#### [TASK BRIEF]
Only the pictures are omitted; repeat all other data exactly.

# Start of DATASET EXCERPTS

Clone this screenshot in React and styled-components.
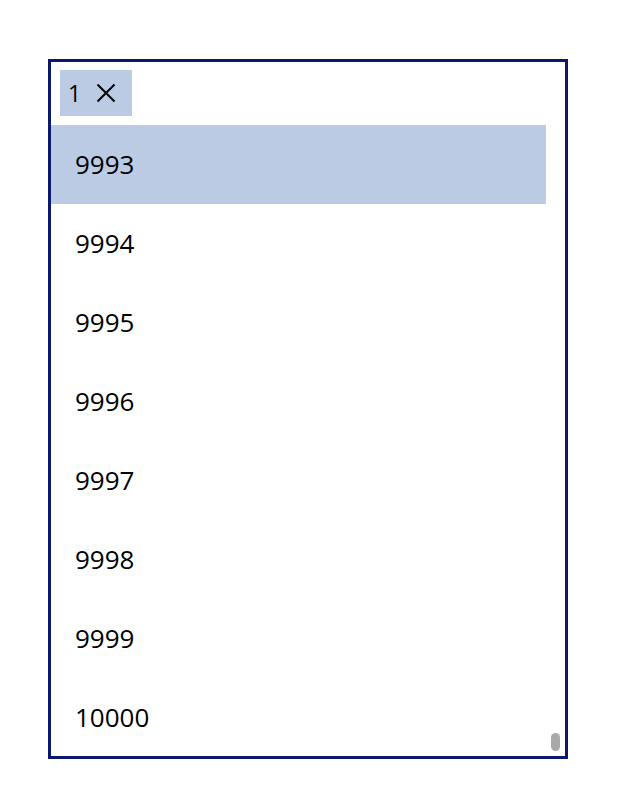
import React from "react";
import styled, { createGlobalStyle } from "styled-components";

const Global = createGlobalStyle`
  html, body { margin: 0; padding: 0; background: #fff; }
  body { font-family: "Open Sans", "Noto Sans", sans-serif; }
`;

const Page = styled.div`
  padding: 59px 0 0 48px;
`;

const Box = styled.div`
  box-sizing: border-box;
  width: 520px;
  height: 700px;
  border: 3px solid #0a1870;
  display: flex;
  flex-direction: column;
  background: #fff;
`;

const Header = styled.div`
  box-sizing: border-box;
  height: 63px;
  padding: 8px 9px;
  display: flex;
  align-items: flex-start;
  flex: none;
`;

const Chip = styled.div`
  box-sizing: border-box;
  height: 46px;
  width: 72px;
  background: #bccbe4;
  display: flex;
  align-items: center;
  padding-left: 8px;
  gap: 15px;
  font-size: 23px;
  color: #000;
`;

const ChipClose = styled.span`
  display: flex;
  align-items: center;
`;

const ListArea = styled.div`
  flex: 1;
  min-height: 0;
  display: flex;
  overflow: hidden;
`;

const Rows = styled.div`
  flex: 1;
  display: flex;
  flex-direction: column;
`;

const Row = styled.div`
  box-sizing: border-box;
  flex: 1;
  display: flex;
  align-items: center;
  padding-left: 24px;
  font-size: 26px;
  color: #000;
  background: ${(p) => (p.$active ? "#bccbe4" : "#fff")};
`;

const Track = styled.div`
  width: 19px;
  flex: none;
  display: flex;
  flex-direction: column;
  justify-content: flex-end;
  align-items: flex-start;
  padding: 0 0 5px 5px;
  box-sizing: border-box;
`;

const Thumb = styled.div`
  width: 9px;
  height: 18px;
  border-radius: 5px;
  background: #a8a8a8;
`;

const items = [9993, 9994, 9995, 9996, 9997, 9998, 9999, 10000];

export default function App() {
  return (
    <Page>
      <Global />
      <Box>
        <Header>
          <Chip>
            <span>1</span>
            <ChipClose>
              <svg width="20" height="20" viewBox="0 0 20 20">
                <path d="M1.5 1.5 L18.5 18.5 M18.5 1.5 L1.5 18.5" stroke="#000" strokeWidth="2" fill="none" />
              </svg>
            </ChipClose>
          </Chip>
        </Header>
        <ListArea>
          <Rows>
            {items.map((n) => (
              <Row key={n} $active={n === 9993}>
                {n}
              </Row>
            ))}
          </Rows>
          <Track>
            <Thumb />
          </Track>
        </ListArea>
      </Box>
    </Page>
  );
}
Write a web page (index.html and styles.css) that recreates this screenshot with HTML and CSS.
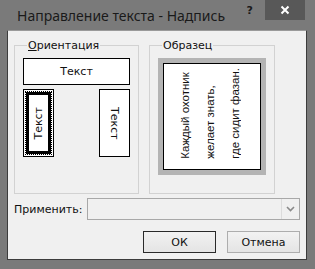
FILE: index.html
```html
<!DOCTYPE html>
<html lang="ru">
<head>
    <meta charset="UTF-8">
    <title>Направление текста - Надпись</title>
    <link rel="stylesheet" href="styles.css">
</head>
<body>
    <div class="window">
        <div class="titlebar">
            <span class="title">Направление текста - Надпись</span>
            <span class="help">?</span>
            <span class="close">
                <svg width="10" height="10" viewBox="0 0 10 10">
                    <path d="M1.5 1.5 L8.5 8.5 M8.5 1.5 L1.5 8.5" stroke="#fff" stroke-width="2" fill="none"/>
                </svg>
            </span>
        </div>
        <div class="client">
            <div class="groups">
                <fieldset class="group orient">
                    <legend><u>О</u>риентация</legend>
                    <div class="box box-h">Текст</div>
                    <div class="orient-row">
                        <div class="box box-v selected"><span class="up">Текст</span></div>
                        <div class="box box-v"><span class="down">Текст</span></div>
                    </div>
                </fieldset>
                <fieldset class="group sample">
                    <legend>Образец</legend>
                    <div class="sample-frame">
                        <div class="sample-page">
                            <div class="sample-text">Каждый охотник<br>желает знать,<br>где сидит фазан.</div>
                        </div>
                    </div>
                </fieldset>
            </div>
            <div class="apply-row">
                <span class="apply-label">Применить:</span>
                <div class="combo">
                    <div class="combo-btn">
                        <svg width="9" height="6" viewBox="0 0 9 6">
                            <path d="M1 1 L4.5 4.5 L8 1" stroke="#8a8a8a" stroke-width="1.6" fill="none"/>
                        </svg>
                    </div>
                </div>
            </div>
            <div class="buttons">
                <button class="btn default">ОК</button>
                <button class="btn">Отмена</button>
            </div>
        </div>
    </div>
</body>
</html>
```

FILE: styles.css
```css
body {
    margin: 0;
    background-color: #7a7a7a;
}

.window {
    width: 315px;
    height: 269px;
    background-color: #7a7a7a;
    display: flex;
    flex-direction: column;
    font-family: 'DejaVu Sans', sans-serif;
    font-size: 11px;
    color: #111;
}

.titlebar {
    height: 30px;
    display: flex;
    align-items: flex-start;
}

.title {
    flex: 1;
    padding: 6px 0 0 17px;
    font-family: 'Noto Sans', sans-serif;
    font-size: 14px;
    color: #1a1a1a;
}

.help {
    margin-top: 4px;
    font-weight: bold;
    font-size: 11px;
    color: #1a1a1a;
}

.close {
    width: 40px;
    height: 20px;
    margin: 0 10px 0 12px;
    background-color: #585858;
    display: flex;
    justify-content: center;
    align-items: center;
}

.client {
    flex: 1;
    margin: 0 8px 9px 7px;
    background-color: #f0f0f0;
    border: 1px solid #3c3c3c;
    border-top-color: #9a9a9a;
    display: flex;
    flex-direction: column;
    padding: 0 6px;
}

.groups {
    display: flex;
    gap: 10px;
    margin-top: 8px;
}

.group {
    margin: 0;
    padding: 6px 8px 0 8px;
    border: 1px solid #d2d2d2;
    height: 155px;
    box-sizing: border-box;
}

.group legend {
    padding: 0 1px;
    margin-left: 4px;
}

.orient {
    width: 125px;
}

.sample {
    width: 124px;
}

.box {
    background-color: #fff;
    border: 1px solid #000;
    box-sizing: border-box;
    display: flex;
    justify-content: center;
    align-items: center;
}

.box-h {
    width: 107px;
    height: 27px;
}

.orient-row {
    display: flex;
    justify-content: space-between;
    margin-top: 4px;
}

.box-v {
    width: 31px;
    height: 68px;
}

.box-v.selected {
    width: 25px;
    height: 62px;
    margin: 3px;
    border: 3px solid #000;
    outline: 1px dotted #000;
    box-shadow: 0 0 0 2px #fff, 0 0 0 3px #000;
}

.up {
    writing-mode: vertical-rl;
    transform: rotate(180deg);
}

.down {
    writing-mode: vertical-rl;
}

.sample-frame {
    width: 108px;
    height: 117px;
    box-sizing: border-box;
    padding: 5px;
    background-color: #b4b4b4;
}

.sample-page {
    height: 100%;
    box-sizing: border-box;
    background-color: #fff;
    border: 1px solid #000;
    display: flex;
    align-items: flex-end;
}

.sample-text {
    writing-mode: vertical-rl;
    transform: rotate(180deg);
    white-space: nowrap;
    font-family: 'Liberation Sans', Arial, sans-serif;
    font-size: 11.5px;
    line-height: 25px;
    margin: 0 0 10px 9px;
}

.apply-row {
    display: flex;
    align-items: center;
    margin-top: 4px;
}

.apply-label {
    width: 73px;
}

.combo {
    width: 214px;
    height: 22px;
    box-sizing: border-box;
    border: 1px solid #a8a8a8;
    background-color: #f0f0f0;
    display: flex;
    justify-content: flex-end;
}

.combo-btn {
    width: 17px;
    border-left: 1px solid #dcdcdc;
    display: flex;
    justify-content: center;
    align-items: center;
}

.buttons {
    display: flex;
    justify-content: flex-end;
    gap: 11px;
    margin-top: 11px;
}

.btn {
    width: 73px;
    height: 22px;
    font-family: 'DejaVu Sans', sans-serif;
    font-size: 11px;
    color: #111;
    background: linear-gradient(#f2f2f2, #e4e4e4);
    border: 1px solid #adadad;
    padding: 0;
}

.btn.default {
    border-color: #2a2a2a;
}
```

# End of DATASET EXCERPTS

#### [SOLUTION]
Clone this screenshot in React and styled-components.
import React from "react";
import styled, { createGlobalStyle } from "styled-components";

const Global = createGlobalStyle`
  html, body { margin: 0; padding: 0; background: #fff; }
  body { font-family: "Open Sans", "Noto Sans", sans-serif; }
`;

const Page = styled.div`
  padding: 59px 0 0 48px;
`;

const Box = styled.div`
  box-sizing: border-box;
  width: 520px;
  height: 700px;
  border: 3px solid #0a1870;
  display: flex;
  flex-direction: column;
  background: #fff;
`;

const Header = styled.div`
  box-sizing: border-box;
  height: 63px;
  padding: 8px 9px;
  display: flex;
  align-items: flex-start;
  flex: none;
`;

const Chip = styled.div`
  box-sizing: border-box;
  height: 46px;
  width: 72px;
  background: #bccbe4;
  display: flex;
  align-items: center;
  padding-left: 8px;
  gap: 15px;
  font-size: 23px;
  color: #000;
`;

const ChipClose = styled.span`
  display: flex;
  align-items: center;
`;

const ListArea = styled.div`
  flex: 1;
  min-height: 0;
  display: flex;
  overflow: hidden;
`;

const Rows = styled.div`
  flex: 1;
  display: flex;
  flex-direction: column;
`;

const Row = styled.div`
  box-sizing: border-box;
  flex: 1;
  display: flex;
  align-items: center;
  padding-left: 24px;
  font-size: 26px;
  color: #000;
  background: ${(p) => (p.$active ? "#bccbe4" : "#fff")};
`;

const Track = styled.div`
  width: 19px;
  flex: none;
  display: flex;
  flex-direction: column;
  justify-content: flex-end;
  align-items: flex-start;
  padding: 0 0 5px 5px;
  box-sizing: border-box;
`;

const Thumb = styled.div`
  width: 9px;
  height: 18px;
  border-radius: 5px;
  background: #a8a8a8;
`;

const items = [9993, 9994, 9995, 9996, 9997, 9998, 9999, 10000];

export default function App() {
  return (
    <Page>
      <Global />
      <Box>
        <Header>
          <Chip>
            <span>1</span>
            <ChipClose>
              <svg width="20" height="20" viewBox="0 0 20 20">
                <path d="M1.5 1.5 L18.5 18.5 M18.5 1.5 L1.5 18.5" stroke="#000" strokeWidth="2" fill="none" />
              </svg>
            </ChipClose>
          </Chip>
        </Header>
        <ListArea>
          <Rows>
            {items.map((n) => (
              <Row key={n} $active={n === 9993}>
                {n}
              </Row>
            ))}
          </Rows>
          <Track>
            <Thumb />
          </Track>
        </ListArea>
      </Box>
    </Page>
  );
}
Write a web page (index.html and styles.css) that recreates this screenshot with HTML and CSS.
FILE: index.html
```html
<!DOCTYPE html>
<html lang="ru">
<head>
    <meta charset="UTF-8">
    <title>Направление текста - Надпись</title>
    <link rel="stylesheet" href="styles.css">
</head>
<body>
    <div class="window">
        <div class="titlebar">
            <span class="title">Направление текста - Надпись</span>
            <span class="help">?</span>
            <span class="close">
                <svg width="10" height="10" viewBox="0 0 10 10">
                    <path d="M1.5 1.5 L8.5 8.5 M8.5 1.5 L1.5 8.5" stroke="#fff" stroke-width="2" fill="none"/>
                </svg>
            </span>
        </div>
        <div class="client">
            <div class="groups">
                <fieldset class="group orient">
                    <legend><u>О</u>риентация</legend>
                    <div class="box box-h">Текст</div>
                    <div class="orient-row">
                        <div class="box box-v selected"><span class="up">Текст</span></div>
                        <div class="box box-v"><span class="down">Текст</span></div>
                    </div>
                </fieldset>
                <fieldset class="group sample">
                    <legend>Образец</legend>
                    <div class="sample-frame">
                        <div class="sample-page">
                            <div class="sample-text">Каждый охотник<br>желает знать,<br>где сидит фазан.</div>
                        </div>
                    </div>
                </fieldset>
            </div>
            <div class="apply-row">
                <span class="apply-label">Применить:</span>
                <div class="combo">
                    <div class="combo-btn">
                        <svg width="9" height="6" viewBox="0 0 9 6">
                            <path d="M1 1 L4.5 4.5 L8 1" stroke="#8a8a8a" stroke-width="1.6" fill="none"/>
                        </svg>
                    </div>
                </div>
            </div>
            <div class="buttons">
                <button class="btn default">ОК</button>
                <button class="btn">Отмена</button>
            </div>
        </div>
    </div>
</body>
</html>
```

FILE: styles.css
```css
body {
    margin: 0;
    background-color: #7a7a7a;
}

.window {
    width: 315px;
    height: 269px;
    background-color: #7a7a7a;
    display: flex;
    flex-direction: column;
    font-family: 'DejaVu Sans', sans-serif;
    font-size: 11px;
    color: #111;
}

.titlebar {
    height: 30px;
    display: flex;
    align-items: flex-start;
}

.title {
    flex: 1;
    padding: 6px 0 0 17px;
    font-family: 'Noto Sans', sans-serif;
    font-size: 14px;
    color: #1a1a1a;
}

.help {
    margin-top: 4px;
    font-weight: bold;
    font-size: 11px;
    color: #1a1a1a;
}

.close {
    width: 40px;
    height: 20px;
    margin: 0 10px 0 12px;
    background-color: #585858;
    display: flex;
    justify-content: center;
    align-items: center;
}

.client {
    flex: 1;
    margin: 0 8px 9px 7px;
    background-color: #f0f0f0;
    border: 1px solid #3c3c3c;
    border-top-color: #9a9a9a;
    display: flex;
    flex-direction: column;
    padding: 0 6px;
}

.groups {
    display: flex;
    gap: 10px;
    margin-top: 8px;
}

.group {
    margin: 0;
    padding: 6px 8px 0 8px;
    border: 1px solid #d2d2d2;
    height: 155px;
    box-sizing: border-box;
}

.group legend {
    padding: 0 1px;
    margin-left: 4px;
}

.orient {
    width: 125px;
}

.sample {
    width: 124px;
}

.box {
    background-color: #fff;
    border: 1px solid #000;
    box-sizing: border-box;
    display: flex;
    justify-content: center;
    align-items: center;
}

.box-h {
    width: 107px;
    height: 27px;
}

.orient-row {
    display: flex;
    justify-content: space-between;
    margin-top: 4px;
}

.box-v {
    width: 31px;
    height: 68px;
}

.box-v.selected {
    width: 25px;
    height: 62px;
    margin: 3px;
    border: 3px solid #000;
    outline: 1px dotted #000;
    box-shadow: 0 0 0 2px #fff, 0 0 0 3px #000;
}

.up {
    writing-mode: vertical-rl;
    transform: rotate(180deg);
}

.down {
    writing-mode: vertical-rl;
}

.sample-frame {
    width: 108px;
    height: 117px;
    box-sizing: border-box;
    padding: 5px;
    background-color: #b4b4b4;
}

.sample-page {
    height: 100%;
    box-sizing: border-box;
    background-color: #fff;
    border: 1px solid #000;
    display: flex;
    align-items: flex-end;
}

.sample-text {
    writing-mode: vertical-rl;
    transform: rotate(180deg);
    white-space: nowrap;
    font-family: 'Liberation Sans', Arial, sans-serif;
    font-size: 11.5px;
    line-height: 25px;
    margin: 0 0 10px 9px;
}

.apply-row {
    display: flex;
    align-items: center;
    margin-top: 4px;
}

.apply-label {
    width: 73px;
}

.combo {
    width: 214px;
    height: 22px;
    box-sizing: border-box;
    border: 1px solid #a8a8a8;
    background-color: #f0f0f0;
    display: flex;
    justify-content: flex-end;
}

.combo-btn {
    width: 17px;
    border-left: 1px solid #dcdcdc;
    display: flex;
    justify-content: center;
    align-items: center;
}

.buttons {
    display: flex;
    justify-content: flex-end;
    gap: 11px;
    margin-top: 11px;
}

.btn {
    width: 73px;
    height: 22px;
    font-family: 'DejaVu Sans', sans-serif;
    font-size: 11px;
    color: #111;
    background: linear-gradient(#f2f2f2, #e4e4e4);
    border: 1px solid #adadad;
    padding: 0;
}

.btn.default {
    border-color: #2a2a2a;
}
```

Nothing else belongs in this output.